Chancellor Kevin Guskiewicz issued an update for students, faculty and staff, saying adjustments were being made because of “record COVID-19 cases and hospitalizations in North Carolina and around the country.”
Classes will begin on Jan. 19, as planned. Students who signed up to live in single-occupancy dorm rooms have the option to move in on Jan. 13 or they can delay their return until Feb. 7.
Last semester, UNC-CH welcomed students back on campus in August, with in-person classes planned for undergraduates and residence halls filled with more students than will be allowed in the spring semester.
At a time when the number of COVID-19 cases had leveled off across the state, the Chapel Hill campus and soon other universities reported many clusters of cases in residence halls, fraternity houses and from off-campus parties.

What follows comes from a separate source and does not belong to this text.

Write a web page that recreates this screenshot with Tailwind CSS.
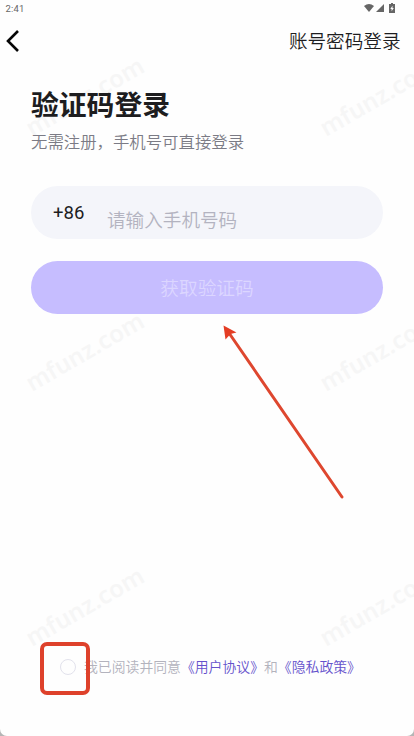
<!DOCTYPE html>
<html lang="zh-CN">
<head>
  <meta charset="UTF-8">
  <meta name="viewport" content="width=device-width, initial-scale=1.0">
  <title>验证码登录</title>
  <script src="https://cdn.jsdelivr.net/npm/@tailwindcss/browser@4"></script>
</head>
<body class="bg-[#b5b5b5] overflow-hidden font-['Noto_Sans_CJK_SC',sans-serif] font-[350]">
  <div class="relative w-[414px] h-[736px] bg-[#fefefe] rounded-b-[7px] overflow-hidden flex flex-col">

    <!-- Watermark -->
    <svg class="absolute inset-0 font-['Noto_Sans',sans-serif]" width="414" height="736" fill="#f6f6f6" font-size="24" font-weight="600">
      <text transform="translate(32 137) rotate(-30)" textLength="132">mfunz.com</text>
      <text transform="translate(326 137) rotate(-30)" textLength="132">mfunz.com</text>
      <text transform="translate(32 392) rotate(-30)" textLength="132">mfunz.com</text>
      <text transform="translate(326 392) rotate(-30)" textLength="132">mfunz.com</text>
      <text transform="translate(32 647) rotate(-30)" textLength="132">mfunz.com</text>
      <text transform="translate(326 647) rotate(-30)" textLength="132">mfunz.com</text>
    </svg>

    <!-- Status bar -->
    <div class="relative flex justify-between items-center h-4 pl-[5.5px] pr-[19px]">
      <span class="pt-[2px] font-[Roboto,sans-serif] font-normal text-[9.5px] leading-4 tracking-[0.2px] text-[#666]">2:41</span>
      <div class="flex items-center text-[#666]">
        <svg width="10" height="8" viewBox="0 0 10 8" fill="currentColor"><path d="M0 2Q5-2 10 2L5 8Z"/></svg>
        <svg class="ml-[2px]" width="8" height="8" viewBox="0 0 8 8" fill="currentColor"><path d="M8 0V8H0Z"/></svg>
        <svg class="ml-[5px]" width="6" height="10" viewBox="0 0 6 10">
          <path d="M2 0h2v1h2v9H0V1h2z" fill="currentColor"/>
          <path d="M3.5 2.8L1.3 6h1.3v2.3L4.8 5H3.5z" fill="#fefefe"/>
        </svg>
      </div>
    </div>

    <!-- Header -->
    <header class="relative flex justify-between items-center h-[50px] pl-[6px] pr-[13.5px]">
      <svg width="14" height="22" viewBox="0 0 14 22" fill="none" stroke="#050505" stroke-width="2.6"><path d="M12 1L2 11L12 21"/></svg>
      <a class="pb-[2px] text-[18.6px] leading-none text-[#1d1d1f]">账号密码登录</a>
    </header>

    <!-- Login form -->
    <main class="relative flex-1 flex flex-col px-[31px] pt-[17px]">
      <h1 class="text-[27.8px] leading-10 font-bold text-[#1d1d1f]">验证码登录</h1>
      <p class="mt-[6px] text-[16.4px] leading-6 text-[#7b7b85]">无需注册，手机号可直接登录</p>

      <div class="mt-[33px] flex items-center h-[53px] rounded-full bg-[#f4f5fa] pl-[22px]">
        <span class="w-[54px] pt-[3px] font-[Roboto,sans-serif] font-normal text-[18.5px] text-[#1d1d1f]">+86</span>
        <span class="pt-[13px] text-[18.6px] leading-none text-[#b3b3c0]">请输入手机号码</span>
      </div>

      <button class="mt-[22px] h-[53px] rounded-full bg-[#c6bdff] text-[18.7px] leading-none text-[#dcd6ff]">获取验证码</button>
    </main>

    <!-- Agreement -->
    <footer class="relative flex items-center h-6 mb-[57px] pl-[60px] text-[13.85px] text-[#b3b3bd] whitespace-nowrap">
      <span class="size-[16px] shrink-0 rounded-full border border-[#e2e2ec] mr-[8px]"></span>
      <p class="pb-[2px]">我已阅读并同意<a class="text-[#6552cc]">《用户协议》</a>和<a class="text-[#6552cc]">《隐私政策》</a></p>
    </footer>

    <!-- Hints -->
    <svg class="absolute inset-0" width="414" height="736">
      <rect x="42" y="644" width="46" height="49" rx="5" fill="none" stroke="#de412b" stroke-width="4"/>
      <path d="M342 497L229 333" stroke="#de472f" stroke-width="3" stroke-linecap="round"/>
      <path d="M223.5 325.5L236.5 332.5L230.5 334L225.5 339.5Z" fill="#e43d24"/>
    </svg>
  </div>
</body>
</html>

The school quickly reversed course, the first in the country to do so, pushing undergraduate classes to online instruction only and causing many students to move out of residence halls shortly after moving in.
This semester, the campus is launching the Carolina Together Testing Program that applies to students off-campus, too.
Students who have in-person classes, or live in campus housing or in homes with more than 10 people will be subject to mandatory testing two times per week.
Undergraduate students who live off campus in homes with fewer than 10 people who do not have in-person classes must be tested once a week.
Faculty and staff are not required to get regular testing, but if they work on campus they can get tested voluntarily once a week.
Testing will occur at three campus sites seven days a week. All involved in the program can register for appointments and get test results through an app built for that purpose.
Coronavirus by the numbers
According to NCDHHS data, as of Friday afternoon:
- 7,328 people total in North Carolina have died of coronavirus.
- 602,774 have been diagnosed with the disease. Of those, 3,960 are in the hospital. The hospitalization figure is a snapshot of people hospitalized with COVID-19 infections on a given day and does not represent all of the North Carolinians who may have been in the hospital throughout the course of the epidemic.
- 487,090 people who had COVID-19 are presumed to have recovered. This weekly estimate does not denote how many of the diagnosed cases in the state are still infectious. Nor does it reflect the number of so-called “long-haul” survivors of COVID who continue to feel the effects of the disease beyond the defined “recovery” period.
- To date, 7,351,909 tests have been completed in North Carolina. As of July 7, all labs in the state are required to report both their positive and negative test results to the lab, so that figure includes all of the COVID-19 tests performed in the state.
- People ages 25-49 make up the largest group of cases (40 percent). While 15 percent of the positive diagnoses were in people ages 65 and older, seniors make up 83 percent of coronavirus deaths in the state.
- 689 outbreaks are ongoing in group facilities across the state, including nursing homes and correctional and residential care facilities.
- There are 3,568 ventilators in hospitals across the state and 1,219 ventilators in use, not just for coronavirus cases but also for patients with other reasons for being in the hospital. As of Wednesday, 736 COVID-19 patients were in intensive care units across the state.